INSTRUCTION —
Transcribe the stretch of entries below from the line with "Write a web" through the line with "</bet-coupon>", exactly and with both ends included; leave out all other lines.

══ MATERIAL PROVIDED

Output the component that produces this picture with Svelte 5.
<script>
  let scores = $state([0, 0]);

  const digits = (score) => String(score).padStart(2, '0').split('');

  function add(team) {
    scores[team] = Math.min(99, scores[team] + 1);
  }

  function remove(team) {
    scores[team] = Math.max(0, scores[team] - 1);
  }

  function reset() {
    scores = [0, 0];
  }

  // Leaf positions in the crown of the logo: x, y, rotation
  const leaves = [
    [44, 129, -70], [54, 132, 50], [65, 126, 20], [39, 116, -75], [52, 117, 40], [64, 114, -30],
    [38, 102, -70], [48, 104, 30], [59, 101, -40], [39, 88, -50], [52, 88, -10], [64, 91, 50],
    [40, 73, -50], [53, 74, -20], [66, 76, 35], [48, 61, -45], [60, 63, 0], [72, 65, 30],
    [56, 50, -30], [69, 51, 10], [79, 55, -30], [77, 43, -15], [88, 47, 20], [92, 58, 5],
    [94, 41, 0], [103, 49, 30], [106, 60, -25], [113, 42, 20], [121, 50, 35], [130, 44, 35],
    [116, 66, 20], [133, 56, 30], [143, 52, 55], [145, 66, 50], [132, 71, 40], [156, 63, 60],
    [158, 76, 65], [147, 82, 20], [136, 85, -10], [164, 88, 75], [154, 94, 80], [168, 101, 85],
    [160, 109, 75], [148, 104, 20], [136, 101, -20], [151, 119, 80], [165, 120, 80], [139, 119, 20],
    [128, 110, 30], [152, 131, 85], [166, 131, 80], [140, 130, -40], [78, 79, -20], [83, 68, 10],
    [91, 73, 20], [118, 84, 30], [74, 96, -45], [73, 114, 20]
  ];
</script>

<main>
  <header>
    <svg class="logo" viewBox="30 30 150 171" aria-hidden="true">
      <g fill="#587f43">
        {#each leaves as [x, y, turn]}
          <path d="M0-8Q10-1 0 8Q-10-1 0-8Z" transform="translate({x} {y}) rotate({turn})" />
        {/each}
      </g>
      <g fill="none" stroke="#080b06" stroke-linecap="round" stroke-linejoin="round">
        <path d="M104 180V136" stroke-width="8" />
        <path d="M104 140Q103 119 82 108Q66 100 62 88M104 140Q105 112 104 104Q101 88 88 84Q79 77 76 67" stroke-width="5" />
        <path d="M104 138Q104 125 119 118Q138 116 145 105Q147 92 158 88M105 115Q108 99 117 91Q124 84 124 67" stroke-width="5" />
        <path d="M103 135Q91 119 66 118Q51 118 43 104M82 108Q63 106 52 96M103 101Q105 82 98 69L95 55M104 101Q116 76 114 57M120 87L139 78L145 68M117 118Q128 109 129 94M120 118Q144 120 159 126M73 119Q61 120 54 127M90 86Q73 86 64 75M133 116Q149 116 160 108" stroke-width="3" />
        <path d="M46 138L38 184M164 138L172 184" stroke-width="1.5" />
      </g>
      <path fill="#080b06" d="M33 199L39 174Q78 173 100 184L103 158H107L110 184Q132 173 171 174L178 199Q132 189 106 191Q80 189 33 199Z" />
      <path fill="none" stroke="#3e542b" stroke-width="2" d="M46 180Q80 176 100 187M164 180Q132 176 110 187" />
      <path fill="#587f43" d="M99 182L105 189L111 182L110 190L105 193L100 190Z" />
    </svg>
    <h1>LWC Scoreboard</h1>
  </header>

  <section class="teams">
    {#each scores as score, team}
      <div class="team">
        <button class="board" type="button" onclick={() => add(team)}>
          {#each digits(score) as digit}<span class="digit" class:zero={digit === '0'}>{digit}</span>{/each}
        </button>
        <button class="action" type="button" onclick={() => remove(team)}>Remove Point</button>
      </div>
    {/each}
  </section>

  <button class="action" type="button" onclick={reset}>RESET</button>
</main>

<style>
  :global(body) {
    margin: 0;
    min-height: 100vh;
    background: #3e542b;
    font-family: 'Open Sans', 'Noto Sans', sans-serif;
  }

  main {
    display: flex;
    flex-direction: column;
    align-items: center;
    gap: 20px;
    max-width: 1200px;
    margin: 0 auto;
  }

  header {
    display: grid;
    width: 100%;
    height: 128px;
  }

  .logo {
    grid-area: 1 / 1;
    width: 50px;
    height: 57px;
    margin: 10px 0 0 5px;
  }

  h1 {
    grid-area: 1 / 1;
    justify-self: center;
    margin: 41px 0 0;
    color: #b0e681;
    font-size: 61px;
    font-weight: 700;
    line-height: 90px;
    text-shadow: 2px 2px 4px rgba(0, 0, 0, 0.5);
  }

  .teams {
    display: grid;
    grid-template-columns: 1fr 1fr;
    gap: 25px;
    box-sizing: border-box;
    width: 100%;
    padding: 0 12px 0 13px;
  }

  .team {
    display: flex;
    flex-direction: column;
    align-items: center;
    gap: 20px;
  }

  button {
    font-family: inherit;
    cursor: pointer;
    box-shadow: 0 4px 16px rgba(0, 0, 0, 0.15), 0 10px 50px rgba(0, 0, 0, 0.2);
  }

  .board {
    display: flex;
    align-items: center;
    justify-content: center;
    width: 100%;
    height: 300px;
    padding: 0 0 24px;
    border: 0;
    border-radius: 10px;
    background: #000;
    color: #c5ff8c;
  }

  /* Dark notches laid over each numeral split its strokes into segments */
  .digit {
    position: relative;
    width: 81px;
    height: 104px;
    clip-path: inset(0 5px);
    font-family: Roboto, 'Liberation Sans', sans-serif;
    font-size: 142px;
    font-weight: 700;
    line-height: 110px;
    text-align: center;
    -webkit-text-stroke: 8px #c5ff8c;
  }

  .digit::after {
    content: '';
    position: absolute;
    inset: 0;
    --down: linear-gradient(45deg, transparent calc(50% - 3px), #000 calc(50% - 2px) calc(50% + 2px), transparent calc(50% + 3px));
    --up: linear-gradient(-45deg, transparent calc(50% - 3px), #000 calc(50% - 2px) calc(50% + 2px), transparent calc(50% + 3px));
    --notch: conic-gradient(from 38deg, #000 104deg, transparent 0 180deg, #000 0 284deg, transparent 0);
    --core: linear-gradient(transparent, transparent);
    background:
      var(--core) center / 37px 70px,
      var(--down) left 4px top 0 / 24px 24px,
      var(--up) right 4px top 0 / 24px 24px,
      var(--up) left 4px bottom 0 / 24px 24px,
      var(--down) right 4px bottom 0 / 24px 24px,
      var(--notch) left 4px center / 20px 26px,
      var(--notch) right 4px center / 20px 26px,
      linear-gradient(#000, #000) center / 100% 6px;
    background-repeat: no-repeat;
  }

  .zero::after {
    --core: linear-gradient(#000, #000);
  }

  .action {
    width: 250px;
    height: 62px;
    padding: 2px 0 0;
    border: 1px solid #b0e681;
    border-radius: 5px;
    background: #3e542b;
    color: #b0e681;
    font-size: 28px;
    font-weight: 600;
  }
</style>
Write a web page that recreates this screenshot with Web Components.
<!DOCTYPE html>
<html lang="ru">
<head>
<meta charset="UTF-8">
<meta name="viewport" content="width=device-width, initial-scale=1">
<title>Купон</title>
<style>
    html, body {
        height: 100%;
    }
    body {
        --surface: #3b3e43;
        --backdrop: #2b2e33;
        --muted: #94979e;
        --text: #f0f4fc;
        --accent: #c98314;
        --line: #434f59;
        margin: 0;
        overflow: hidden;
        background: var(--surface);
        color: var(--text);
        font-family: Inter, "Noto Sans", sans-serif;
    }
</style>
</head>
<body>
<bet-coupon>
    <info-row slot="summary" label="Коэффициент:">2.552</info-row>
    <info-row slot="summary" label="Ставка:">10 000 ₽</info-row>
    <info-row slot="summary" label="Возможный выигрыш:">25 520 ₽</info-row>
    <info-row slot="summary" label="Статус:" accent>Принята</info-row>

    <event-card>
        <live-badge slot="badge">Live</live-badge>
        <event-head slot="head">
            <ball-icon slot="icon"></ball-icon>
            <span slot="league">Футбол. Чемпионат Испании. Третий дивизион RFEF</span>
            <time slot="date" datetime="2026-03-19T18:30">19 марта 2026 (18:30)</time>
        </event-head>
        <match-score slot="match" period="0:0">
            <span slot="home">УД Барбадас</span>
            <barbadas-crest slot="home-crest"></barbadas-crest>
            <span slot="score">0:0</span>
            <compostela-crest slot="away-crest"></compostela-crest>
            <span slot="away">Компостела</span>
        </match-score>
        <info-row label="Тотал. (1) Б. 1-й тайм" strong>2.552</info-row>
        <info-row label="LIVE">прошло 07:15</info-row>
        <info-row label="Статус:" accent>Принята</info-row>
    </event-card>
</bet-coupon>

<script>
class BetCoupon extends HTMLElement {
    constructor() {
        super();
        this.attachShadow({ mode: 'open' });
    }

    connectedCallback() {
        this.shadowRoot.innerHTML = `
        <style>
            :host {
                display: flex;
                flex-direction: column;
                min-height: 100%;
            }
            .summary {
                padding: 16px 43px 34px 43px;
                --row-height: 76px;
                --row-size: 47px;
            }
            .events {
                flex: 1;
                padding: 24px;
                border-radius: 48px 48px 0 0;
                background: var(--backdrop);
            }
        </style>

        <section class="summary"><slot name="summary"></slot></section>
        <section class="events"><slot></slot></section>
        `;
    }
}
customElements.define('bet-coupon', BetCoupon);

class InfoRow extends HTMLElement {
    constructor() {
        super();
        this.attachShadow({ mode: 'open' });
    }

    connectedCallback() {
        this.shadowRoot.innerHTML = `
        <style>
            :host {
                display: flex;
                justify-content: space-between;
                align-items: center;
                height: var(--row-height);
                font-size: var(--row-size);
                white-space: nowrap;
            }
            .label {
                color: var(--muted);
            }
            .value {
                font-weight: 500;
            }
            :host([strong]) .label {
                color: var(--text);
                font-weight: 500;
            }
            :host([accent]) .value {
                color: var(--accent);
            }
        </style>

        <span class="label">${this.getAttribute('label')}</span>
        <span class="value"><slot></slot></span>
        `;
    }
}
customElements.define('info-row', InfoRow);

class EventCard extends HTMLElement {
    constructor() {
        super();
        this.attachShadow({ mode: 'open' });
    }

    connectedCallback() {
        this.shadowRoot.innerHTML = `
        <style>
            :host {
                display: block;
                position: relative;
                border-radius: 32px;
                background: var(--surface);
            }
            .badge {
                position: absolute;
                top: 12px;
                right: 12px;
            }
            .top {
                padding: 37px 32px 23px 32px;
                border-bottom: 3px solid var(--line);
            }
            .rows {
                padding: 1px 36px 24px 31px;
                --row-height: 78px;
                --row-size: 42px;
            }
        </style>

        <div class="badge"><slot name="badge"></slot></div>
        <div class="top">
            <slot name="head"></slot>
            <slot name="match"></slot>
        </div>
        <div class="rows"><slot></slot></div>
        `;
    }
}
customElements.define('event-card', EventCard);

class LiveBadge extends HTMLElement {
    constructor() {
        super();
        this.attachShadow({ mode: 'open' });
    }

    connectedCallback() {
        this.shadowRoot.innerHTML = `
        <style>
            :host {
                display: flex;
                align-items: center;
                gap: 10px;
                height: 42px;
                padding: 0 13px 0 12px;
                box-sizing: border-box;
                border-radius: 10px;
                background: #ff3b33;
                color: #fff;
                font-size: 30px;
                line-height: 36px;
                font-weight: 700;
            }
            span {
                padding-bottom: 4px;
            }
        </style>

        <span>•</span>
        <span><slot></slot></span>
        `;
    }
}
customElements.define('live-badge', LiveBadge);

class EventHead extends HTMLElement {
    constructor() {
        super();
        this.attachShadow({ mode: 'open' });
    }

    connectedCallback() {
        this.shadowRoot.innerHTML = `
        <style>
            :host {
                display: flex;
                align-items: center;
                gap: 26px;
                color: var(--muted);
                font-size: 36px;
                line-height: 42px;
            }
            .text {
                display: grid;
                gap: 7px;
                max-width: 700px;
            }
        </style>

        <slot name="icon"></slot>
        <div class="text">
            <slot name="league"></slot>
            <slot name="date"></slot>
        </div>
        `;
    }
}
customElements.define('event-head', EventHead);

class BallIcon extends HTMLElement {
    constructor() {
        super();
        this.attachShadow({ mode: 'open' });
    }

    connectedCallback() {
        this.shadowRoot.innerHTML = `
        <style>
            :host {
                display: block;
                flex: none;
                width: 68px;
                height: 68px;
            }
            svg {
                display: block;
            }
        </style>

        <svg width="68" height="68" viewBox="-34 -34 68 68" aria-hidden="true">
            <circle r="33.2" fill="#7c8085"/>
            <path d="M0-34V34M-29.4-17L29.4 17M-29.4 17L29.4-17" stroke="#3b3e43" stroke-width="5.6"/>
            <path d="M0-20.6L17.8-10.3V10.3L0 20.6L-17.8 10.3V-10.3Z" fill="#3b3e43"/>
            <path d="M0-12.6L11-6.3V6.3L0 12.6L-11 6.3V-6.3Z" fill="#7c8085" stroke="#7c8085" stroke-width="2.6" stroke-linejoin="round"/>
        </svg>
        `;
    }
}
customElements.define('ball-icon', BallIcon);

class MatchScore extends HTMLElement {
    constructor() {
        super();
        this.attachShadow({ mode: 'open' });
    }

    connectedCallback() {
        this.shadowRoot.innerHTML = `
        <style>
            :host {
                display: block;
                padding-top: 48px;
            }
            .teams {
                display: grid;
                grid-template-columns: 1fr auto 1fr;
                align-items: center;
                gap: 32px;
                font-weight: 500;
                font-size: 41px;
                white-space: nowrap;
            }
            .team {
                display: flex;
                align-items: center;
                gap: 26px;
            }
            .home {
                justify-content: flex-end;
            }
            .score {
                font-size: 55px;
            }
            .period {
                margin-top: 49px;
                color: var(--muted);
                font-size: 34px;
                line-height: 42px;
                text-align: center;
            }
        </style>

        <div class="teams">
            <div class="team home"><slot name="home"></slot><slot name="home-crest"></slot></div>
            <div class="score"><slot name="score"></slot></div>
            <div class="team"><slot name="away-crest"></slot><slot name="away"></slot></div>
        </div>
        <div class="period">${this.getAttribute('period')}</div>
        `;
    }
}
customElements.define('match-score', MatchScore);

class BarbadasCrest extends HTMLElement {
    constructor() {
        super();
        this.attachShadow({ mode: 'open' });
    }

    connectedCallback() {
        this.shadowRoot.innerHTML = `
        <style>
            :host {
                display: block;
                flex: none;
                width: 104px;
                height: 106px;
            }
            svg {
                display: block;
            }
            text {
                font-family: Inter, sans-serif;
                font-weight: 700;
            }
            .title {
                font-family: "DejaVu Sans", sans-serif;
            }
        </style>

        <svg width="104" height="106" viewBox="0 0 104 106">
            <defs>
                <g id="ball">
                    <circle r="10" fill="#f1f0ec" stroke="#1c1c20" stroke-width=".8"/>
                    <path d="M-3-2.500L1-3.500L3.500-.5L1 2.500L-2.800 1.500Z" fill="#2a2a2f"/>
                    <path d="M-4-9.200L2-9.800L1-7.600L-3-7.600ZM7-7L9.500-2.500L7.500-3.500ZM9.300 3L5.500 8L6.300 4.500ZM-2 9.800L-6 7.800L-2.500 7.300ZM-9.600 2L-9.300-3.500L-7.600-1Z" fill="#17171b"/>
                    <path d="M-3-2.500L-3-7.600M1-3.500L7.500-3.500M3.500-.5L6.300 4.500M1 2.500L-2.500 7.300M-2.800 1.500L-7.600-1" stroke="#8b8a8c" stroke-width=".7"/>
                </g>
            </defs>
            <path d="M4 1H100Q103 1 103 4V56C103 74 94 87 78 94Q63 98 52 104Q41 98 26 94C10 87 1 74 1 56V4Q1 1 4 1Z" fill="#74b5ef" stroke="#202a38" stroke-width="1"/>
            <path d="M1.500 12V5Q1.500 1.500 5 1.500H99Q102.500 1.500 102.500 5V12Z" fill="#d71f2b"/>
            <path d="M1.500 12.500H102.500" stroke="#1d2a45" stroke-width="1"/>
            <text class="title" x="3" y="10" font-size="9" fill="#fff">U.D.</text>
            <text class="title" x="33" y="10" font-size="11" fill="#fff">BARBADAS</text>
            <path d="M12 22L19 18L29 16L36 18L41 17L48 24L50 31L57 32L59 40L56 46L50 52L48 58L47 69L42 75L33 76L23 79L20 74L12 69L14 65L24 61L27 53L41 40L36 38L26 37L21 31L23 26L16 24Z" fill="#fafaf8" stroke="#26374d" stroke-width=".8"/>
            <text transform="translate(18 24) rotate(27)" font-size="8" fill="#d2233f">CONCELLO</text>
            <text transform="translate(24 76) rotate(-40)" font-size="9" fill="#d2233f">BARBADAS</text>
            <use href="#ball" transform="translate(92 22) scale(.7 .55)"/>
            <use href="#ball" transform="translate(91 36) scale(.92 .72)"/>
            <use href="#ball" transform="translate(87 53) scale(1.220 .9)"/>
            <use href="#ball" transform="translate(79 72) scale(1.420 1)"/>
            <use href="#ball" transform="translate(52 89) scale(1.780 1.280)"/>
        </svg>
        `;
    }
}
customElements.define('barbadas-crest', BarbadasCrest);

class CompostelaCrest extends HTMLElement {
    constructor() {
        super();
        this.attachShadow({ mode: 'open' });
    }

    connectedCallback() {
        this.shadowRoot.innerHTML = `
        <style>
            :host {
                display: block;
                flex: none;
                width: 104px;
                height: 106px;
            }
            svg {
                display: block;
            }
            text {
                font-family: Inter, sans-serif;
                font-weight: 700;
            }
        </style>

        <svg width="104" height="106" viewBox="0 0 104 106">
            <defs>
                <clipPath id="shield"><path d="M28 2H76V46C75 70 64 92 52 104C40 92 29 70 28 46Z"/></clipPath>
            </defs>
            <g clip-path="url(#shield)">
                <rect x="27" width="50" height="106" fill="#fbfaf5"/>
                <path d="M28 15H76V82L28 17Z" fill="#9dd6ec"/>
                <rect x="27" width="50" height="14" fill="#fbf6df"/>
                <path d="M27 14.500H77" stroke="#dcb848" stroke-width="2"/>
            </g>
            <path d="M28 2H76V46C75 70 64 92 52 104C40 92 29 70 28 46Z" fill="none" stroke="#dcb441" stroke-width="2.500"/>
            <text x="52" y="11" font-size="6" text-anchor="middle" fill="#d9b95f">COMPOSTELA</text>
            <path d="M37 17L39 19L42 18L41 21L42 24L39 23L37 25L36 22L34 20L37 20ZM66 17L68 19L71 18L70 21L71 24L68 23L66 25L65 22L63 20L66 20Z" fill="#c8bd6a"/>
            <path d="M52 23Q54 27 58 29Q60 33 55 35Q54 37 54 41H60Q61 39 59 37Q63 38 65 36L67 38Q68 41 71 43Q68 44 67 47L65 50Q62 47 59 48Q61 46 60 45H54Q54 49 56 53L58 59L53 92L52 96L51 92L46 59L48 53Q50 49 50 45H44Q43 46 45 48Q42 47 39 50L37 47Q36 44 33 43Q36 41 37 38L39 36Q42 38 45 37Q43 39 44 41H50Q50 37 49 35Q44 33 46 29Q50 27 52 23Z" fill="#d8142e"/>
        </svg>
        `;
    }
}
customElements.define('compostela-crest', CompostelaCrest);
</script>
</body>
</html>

════

THE ANSWER —
Write a web page that recreates this screenshot with Web Components.
<!DOCTYPE html>
<html lang="ru">
<head>
<meta charset="UTF-8">
<meta name="viewport" content="width=device-width, initial-scale=1">
<title>Купон</title>
<style>
    html, body {
        height: 100%;
    }
    body {
        --surface: #3b3e43;
        --backdrop: #2b2e33;
        --muted: #94979e;
        --text: #f0f4fc;
        --accent: #c98314;
        --line: #434f59;
        margin: 0;
        overflow: hidden;
        background: var(--surface);
        color: var(--text);
        font-family: Inter, "Noto Sans", sans-serif;
    }
</style>
</head>
<body>
<bet-coupon>
    <info-row slot="summary" label="Коэффициент:">2.552</info-row>
    <info-row slot="summary" label="Ставка:">10 000 ₽</info-row>
    <info-row slot="summary" label="Возможный выигрыш:">25 520 ₽</info-row>
    <info-row slot="summary" label="Статус:" accent>Принята</info-row>

    <event-card>
        <live-badge slot="badge">Live</live-badge>
        <event-head slot="head">
            <ball-icon slot="icon"></ball-icon>
            <span slot="league">Футбол. Чемпионат Испании. Третий дивизион RFEF</span>
            <time slot="date" datetime="2026-03-19T18:30">19 марта 2026 (18:30)</time>
        </event-head>
        <match-score slot="match" period="0:0">
            <span slot="home">УД Барбадас</span>
            <barbadas-crest slot="home-crest"></barbadas-crest>
            <span slot="score">0:0</span>
            <compostela-crest slot="away-crest"></compostela-crest>
            <span slot="away">Компостела</span>
        </match-score>
        <info-row label="Тотал. (1) Б. 1-й тайм" strong>2.552</info-row>
        <info-row label="LIVE">прошло 07:15</info-row>
        <info-row label="Статус:" accent>Принята</info-row>
    </event-card>
</bet-coupon>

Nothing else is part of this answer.